* [DATA SEGMENT]
==================================================

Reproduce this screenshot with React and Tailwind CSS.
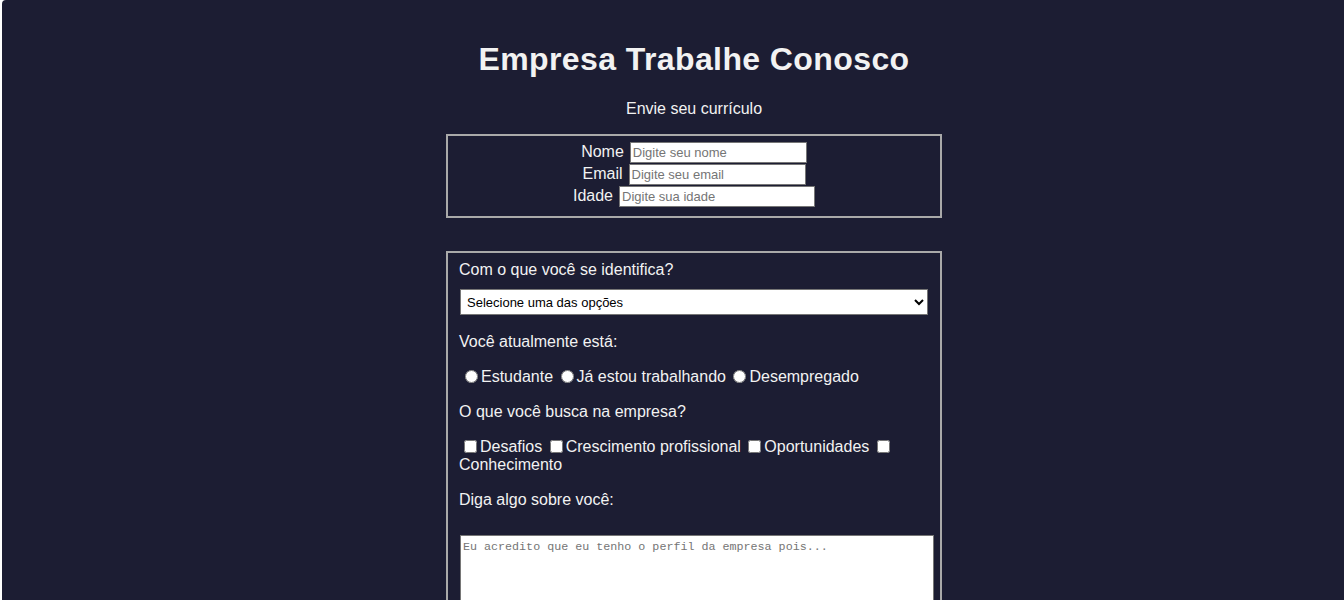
import { useState } from 'react';

export default function App() {
  const [situacao, setSituacao] = useState('');

  return (
    <div className="min-h-[600px] bg-white">
      <div
        className="ml-[2px] min-h-[600px] rounded-tl-[4px] bg-[#1c1d33] text-[#f2f2f2] pt-[40px] pb-10 pl-[42px]"
        style={{ fontFamily: 'Tahoma, "Liberation Sans", Arial, sans-serif' }}
      >
        <h1 className="text-center text-[32px] font-bold leading-[38px] tracking-[0.4px]">Empresa Trabalhe Conosco</h1>
        <p className="mt-[22px] text-center text-[16px] leading-[18px]">Envie seu currículo</p>

        <div className="mx-auto mt-[16px] w-[496px] border-2 border-[#a9a9a9] pt-[5px] pb-[9px]">
          <div className="flex h-[22px] items-center justify-center gap-[6px]">
            <label className="text-[16px]">Nome</label>
            <input
              type="text"
              placeholder="Digite seu nome"
              className="h-[21px] w-[177px] border border-[#767676] bg-white px-[2px] text-[13px] text-black placeholder:text-[#757575]"
            />
          </div>
          <div className="flex h-[22px] items-center justify-center gap-[6px]">
            <label className="text-[16px]">Email</label>
            <input
              type="email"
              placeholder="Digite seu email"
              className="h-[21px] w-[177px] border border-[#767676] bg-white px-[2px] text-[13px] text-black placeholder:text-[#757575]"
            />
          </div>
          <div className="flex h-[22px] items-center justify-center gap-[6px]">
            <label className="text-[16px]">Idade</label>
            <input
              type="text"
              placeholder="Digite sua idade"
              className="h-[21px] w-[196px] border border-[#767676] bg-white px-[2px] text-[13px] text-black placeholder:text-[#757575]"
            />
          </div>
        </div>

        <div className="mx-auto mt-[33px] w-[496px] border-2 border-[#a9a9a9] px-[11px] pt-[8px] pb-4 text-[16px] leading-[18px]">
          <p>Com o que você se identifica?</p>
          <select className="mt-[10px] ml-px block h-[26px] w-[468px] border border-[#767676] bg-white px-[2px] text-[13px] text-black">
            <option>Selecione uma das opções</option>
            <option>Front-end</option>
            <option>Back-end</option>
            <option>Full-stack</option>
          </select>

          <p className="mt-[18px]">Você atualmente está:</p>
          <div className="mt-[17px]">
            <label>
              <input
                type="radio"
                name="situacao"
                checked={situacao === 'estudante'}
                onChange={() => setSituacao('estudante')}
                className="m-0 ml-[6px] mr-[3px] h-[13px] w-[13px] align-[-1px]"
              />
              Estudante
            </label>{' '}
            <label>
              <input
                type="radio"
                name="situacao"
                checked={situacao === 'trabalhando'}
                onChange={() => setSituacao('trabalhando')}
                className="m-0 ml-[3px] mr-[3px] h-[13px] w-[13px] align-[-1px]"
              />
              Já estou trabalhando
            </label>{' '}
            <label>
              <input
                type="radio"
                name="situacao"
                checked={situacao === 'desempregado'}
                onChange={() => setSituacao('desempregado')}
                className="m-0 ml-[3px] mr-[3px] h-[13px] w-[13px] align-[-1px]"
              />
              Desempregado
            </label>
          </div>

          <p className="mt-[17px]">O que você busca na empresa?</p>
          <div className="mt-[17px] w-[440px]">
            <label>
              <input type="checkbox" className="m-0 ml-[5px] mr-[3px] h-[13px] w-[13px] align-[-1px]" />
              Desafios
            </label>{' '}
            <label>
              <input type="checkbox" className="m-0 ml-[3px] mr-[3px] h-[13px] w-[13px] align-[-1px]" />
              Crescimento profissional
            </label>{' '}
            <label>
              <input type="checkbox" className="m-0 ml-[3px] mr-[3px] h-[13px] w-[13px] align-[-1px]" />
              Oportunidades
            </label>{' '}
            <label>
              <input type="checkbox" className="m-0 ml-[3px] mr-[3px] h-[13px] w-[13px] align-[-1px]" />{' '}
              Conhecimento
            </label>
          </div>

          <p className="mt-[17px]">Diga algo sobre você:</p>
          <textarea
            placeholder="Eu acredito que eu tenho o perfil da empresa pois..."
            className="mt-[26px] ml-px block h-[100px] w-[474px] border border-[#767676] bg-white px-[2px] py-[2px] text-[11.7px] text-black placeholder:text-[#757575]"
            style={{ fontFamily: '"Liberation Mono", "Courier New", monospace' }}
          />
        </div>
      </div>
    </div>
  );
}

==================================================

* [TASK BRIEF] Go from the first line of the data above to the line containing "const [situacao, setSituacao]" and retype exactly those lines, both included, but none of the pictures.

* [CORRECT OUTPUT]
Reproduce this screenshot with React and Tailwind CSS.
import { useState } from 'react';

export default function App() {
  const [situacao, setSituacao] = useState('');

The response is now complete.